-- start Exercise material --
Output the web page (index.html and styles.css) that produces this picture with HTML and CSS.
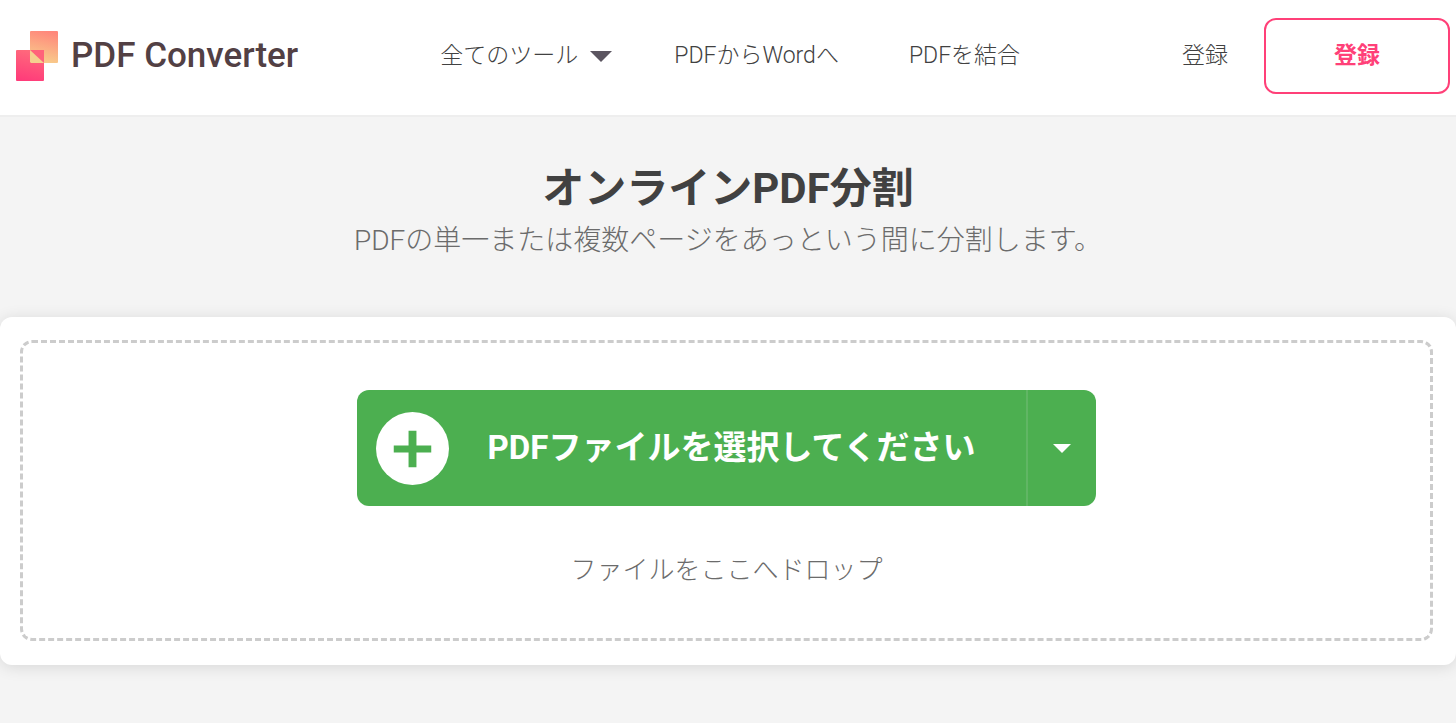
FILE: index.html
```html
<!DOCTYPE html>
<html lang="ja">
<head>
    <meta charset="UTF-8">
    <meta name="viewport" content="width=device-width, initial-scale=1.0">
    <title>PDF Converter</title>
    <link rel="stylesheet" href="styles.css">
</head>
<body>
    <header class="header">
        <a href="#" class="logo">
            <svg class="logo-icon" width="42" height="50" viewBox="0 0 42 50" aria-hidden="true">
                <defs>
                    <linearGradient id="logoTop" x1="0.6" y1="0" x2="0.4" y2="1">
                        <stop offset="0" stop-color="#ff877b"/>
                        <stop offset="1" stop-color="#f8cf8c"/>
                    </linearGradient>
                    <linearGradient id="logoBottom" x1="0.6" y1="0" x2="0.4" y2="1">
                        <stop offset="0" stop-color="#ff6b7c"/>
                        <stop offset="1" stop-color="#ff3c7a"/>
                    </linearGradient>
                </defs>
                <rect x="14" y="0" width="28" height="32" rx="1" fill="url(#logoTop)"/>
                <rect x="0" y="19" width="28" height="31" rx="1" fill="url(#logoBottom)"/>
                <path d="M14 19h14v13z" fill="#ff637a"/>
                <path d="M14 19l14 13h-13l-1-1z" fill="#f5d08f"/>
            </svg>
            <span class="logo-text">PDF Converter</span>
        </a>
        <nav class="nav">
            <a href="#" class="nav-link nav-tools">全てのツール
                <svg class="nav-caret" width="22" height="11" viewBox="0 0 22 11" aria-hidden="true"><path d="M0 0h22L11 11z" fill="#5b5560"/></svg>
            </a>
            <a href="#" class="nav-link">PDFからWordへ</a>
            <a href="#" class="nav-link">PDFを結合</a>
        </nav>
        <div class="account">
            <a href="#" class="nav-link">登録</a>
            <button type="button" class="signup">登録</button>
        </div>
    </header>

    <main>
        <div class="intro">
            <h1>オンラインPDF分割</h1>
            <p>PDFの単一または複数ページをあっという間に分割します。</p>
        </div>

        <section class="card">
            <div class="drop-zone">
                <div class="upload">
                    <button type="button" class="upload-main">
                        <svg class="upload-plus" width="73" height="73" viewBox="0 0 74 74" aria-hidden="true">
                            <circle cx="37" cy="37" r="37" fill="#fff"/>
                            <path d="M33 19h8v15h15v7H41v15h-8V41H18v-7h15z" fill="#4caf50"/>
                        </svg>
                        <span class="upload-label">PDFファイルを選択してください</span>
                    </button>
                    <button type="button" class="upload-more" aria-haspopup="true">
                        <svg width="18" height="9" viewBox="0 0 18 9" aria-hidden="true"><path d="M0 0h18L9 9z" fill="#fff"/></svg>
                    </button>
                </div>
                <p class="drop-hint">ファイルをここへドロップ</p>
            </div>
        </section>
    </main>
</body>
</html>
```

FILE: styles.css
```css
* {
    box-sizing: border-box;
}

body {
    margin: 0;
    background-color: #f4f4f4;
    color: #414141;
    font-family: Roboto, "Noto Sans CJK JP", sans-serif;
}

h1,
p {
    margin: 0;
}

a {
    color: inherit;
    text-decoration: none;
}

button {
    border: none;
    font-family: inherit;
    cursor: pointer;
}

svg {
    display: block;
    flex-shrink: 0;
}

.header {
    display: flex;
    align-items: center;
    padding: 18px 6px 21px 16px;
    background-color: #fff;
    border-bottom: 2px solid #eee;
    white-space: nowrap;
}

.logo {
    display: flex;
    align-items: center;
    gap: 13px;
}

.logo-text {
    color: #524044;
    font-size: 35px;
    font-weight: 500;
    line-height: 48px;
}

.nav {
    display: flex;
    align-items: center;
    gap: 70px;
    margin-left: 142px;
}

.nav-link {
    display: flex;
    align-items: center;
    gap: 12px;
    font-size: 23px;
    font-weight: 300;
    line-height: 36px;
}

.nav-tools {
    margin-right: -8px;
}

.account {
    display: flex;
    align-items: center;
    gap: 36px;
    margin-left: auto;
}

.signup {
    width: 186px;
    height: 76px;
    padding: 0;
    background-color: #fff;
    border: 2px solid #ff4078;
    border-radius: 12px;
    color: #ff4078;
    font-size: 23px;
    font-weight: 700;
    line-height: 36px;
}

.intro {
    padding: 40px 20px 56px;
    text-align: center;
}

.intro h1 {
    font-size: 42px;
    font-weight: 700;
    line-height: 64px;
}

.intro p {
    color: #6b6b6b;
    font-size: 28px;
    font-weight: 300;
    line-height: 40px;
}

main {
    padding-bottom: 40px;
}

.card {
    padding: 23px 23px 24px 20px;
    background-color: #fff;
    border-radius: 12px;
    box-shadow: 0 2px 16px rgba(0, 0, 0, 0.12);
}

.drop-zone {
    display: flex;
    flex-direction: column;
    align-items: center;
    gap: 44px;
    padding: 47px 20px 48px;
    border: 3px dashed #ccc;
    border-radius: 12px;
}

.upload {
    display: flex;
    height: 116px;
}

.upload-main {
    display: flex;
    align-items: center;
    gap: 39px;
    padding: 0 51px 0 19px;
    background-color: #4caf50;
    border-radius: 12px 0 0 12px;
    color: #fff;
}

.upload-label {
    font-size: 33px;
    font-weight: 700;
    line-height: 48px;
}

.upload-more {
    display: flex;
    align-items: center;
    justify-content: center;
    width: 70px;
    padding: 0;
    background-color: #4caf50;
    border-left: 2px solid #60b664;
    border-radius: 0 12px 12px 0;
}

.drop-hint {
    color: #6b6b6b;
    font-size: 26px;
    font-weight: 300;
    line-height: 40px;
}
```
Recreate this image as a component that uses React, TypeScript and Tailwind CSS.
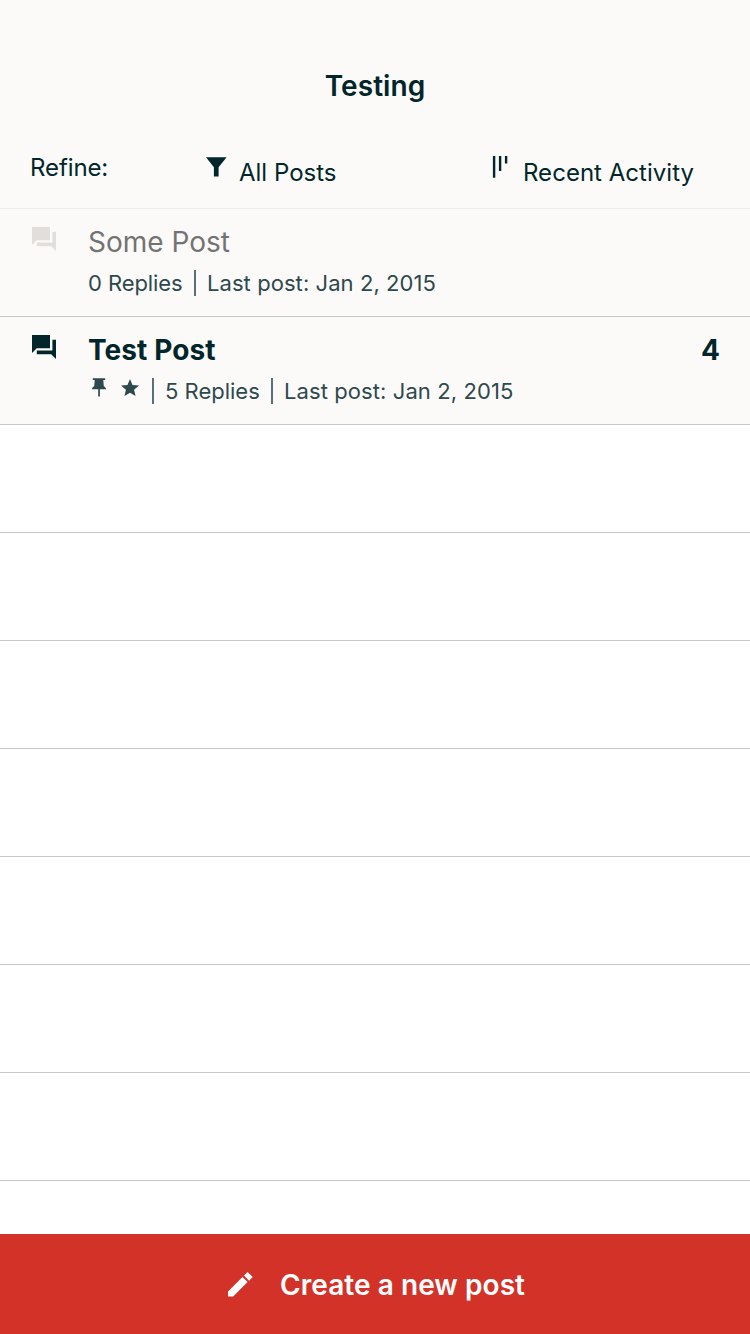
-- end Exercise material --
Short task ::
Please write out all the data again word for word, but not the pictures.

Written answer ::
Output the web page (index.html and styles.css) that produces this picture with HTML and CSS.
FILE: index.html
```html
<!DOCTYPE html>
<html lang="ja">
<head>
    <meta charset="UTF-8">
    <meta name="viewport" content="width=device-width, initial-scale=1.0">
    <title>PDF Converter</title>
    <link rel="stylesheet" href="styles.css">
</head>
<body>
    <header class="header">
        <a href="#" class="logo">
            <svg class="logo-icon" width="42" height="50" viewBox="0 0 42 50" aria-hidden="true">
                <defs>
                    <linearGradient id="logoTop" x1="0.6" y1="0" x2="0.4" y2="1">
                        <stop offset="0" stop-color="#ff877b"/>
                        <stop offset="1" stop-color="#f8cf8c"/>
                    </linearGradient>
                    <linearGradient id="logoBottom" x1="0.6" y1="0" x2="0.4" y2="1">
                        <stop offset="0" stop-color="#ff6b7c"/>
                        <stop offset="1" stop-color="#ff3c7a"/>
                    </linearGradient>
                </defs>
                <rect x="14" y="0" width="28" height="32" rx="1" fill="url(#logoTop)"/>
                <rect x="0" y="19" width="28" height="31" rx="1" fill="url(#logoBottom)"/>
                <path d="M14 19h14v13z" fill="#ff637a"/>
                <path d="M14 19l14 13h-13l-1-1z" fill="#f5d08f"/>
            </svg>
            <span class="logo-text">PDF Converter</span>
        </a>
        <nav class="nav">
            <a href="#" class="nav-link nav-tools">全てのツール
                <svg class="nav-caret" width="22" height="11" viewBox="0 0 22 11" aria-hidden="true"><path d="M0 0h22L11 11z" fill="#5b5560"/></svg>
            </a>
            <a href="#" class="nav-link">PDFからWordへ</a>
            <a href="#" class="nav-link">PDFを結合</a>
        </nav>
        <div class="account">
            <a href="#" class="nav-link">登録</a>
            <button type="button" class="signup">登録</button>
        </div>
    </header>

    <main>
        <div class="intro">
            <h1>オンラインPDF分割</h1>
            <p>PDFの単一または複数ページをあっという間に分割します。</p>
        </div>

        <section class="card">
            <div class="drop-zone">
                <div class="upload">
                    <button type="button" class="upload-main">
                        <svg class="upload-plus" width="73" height="73" viewBox="0 0 74 74" aria-hidden="true">
                            <circle cx="37" cy="37" r="37" fill="#fff"/>
                            <path d="M33 19h8v15h15v7H41v15h-8V41H18v-7h15z" fill="#4caf50"/>
                        </svg>
                        <span class="upload-label">PDFファイルを選択してください</span>
                    </button>
                    <button type="button" class="upload-more" aria-haspopup="true">
                        <svg width="18" height="9" viewBox="0 0 18 9" aria-hidden="true"><path d="M0 0h18L9 9z" fill="#fff"/></svg>
                    </button>
                </div>
                <p class="drop-hint">ファイルをここへドロップ</p>
            </div>
        </section>
    </main>
</body>
</html>
```

FILE: styles.css
```css
* {
    box-sizing: border-box;
}

body {
    margin: 0;
    background-color: #f4f4f4;
    color: #414141;
    font-family: Roboto, "Noto Sans CJK JP", sans-serif;
}

h1,
p {
    margin: 0;
}

a {
    color: inherit;
    text-decoration: none;
}

button {
    border: none;
    font-family: inherit;
    cursor: pointer;
}

svg {
    display: block;
    flex-shrink: 0;
}

.header {
    display: flex;
    align-items: center;
    padding: 18px 6px 21px 16px;
    background-color: #fff;
    border-bottom: 2px solid #eee;
    white-space: nowrap;
}

.logo {
    display: flex;
    align-items: center;
    gap: 13px;
}

.logo-text {
    color: #524044;
    font-size: 35px;
    font-weight: 500;
    line-height: 48px;
}

.nav {
    display: flex;
    align-items: center;
    gap: 70px;
    margin-left: 142px;
}

.nav-link {
    display: flex;
    align-items: center;
    gap: 12px;
    font-size: 23px;
    font-weight: 300;
    line-height: 36px;
}

.nav-tools {
    margin-right: -8px;
}

.account {
    display: flex;
    align-items: center;
    gap: 36px;
    margin-left: auto;
}

.signup {
    width: 186px;
    height: 76px;
    padding: 0;
    background-color: #fff;
    border: 2px solid #ff4078;
    border-radius: 12px;
    color: #ff4078;
    font-size: 23px;
    font-weight: 700;
    line-height: 36px;
}

.intro {
    padding: 40px 20px 56px;
    text-align: center;
}

.intro h1 {
    font-size: 42px;
    font-weight: 700;
    line-height: 64px;
}

.intro p {
    color: #6b6b6b;
    font-size: 28px;
    font-weight: 300;
    line-height: 40px;
}

main {
    padding-bottom: 40px;
}

.card {
    padding: 23px 23px 24px 20px;
    background-color: #fff;
    border-radius: 12px;
    box-shadow: 0 2px 16px rgba(0, 0, 0, 0.12);
}

.drop-zone {
    display: flex;
    flex-direction: column;
    align-items: center;
    gap: 44px;
    padding: 47px 20px 48px;
    border: 3px dashed #ccc;
    border-radius: 12px;
}

.upload {
    display: flex;
    height: 116px;
}

.upload-main {
    display: flex;
    align-items: center;
    gap: 39px;
    padding: 0 51px 0 19px;
    background-color: #4caf50;
    border-radius: 12px 0 0 12px;
    color: #fff;
}

.upload-label {
    font-size: 33px;
    font-weight: 700;
    line-height: 48px;
}

.upload-more {
    display: flex;
    align-items: center;
    justify-content: center;
    width: 70px;
    padding: 0;
    background-color: #4caf50;
    border-left: 2px solid #60b664;
    border-radius: 0 12px 12px 0;
}

.drop-hint {
    color: #6b6b6b;
    font-size: 26px;
    font-weight: 300;
    line-height: 40px;
}
```
Recreate this image as a component that uses React, TypeScript and Tailwind CSS.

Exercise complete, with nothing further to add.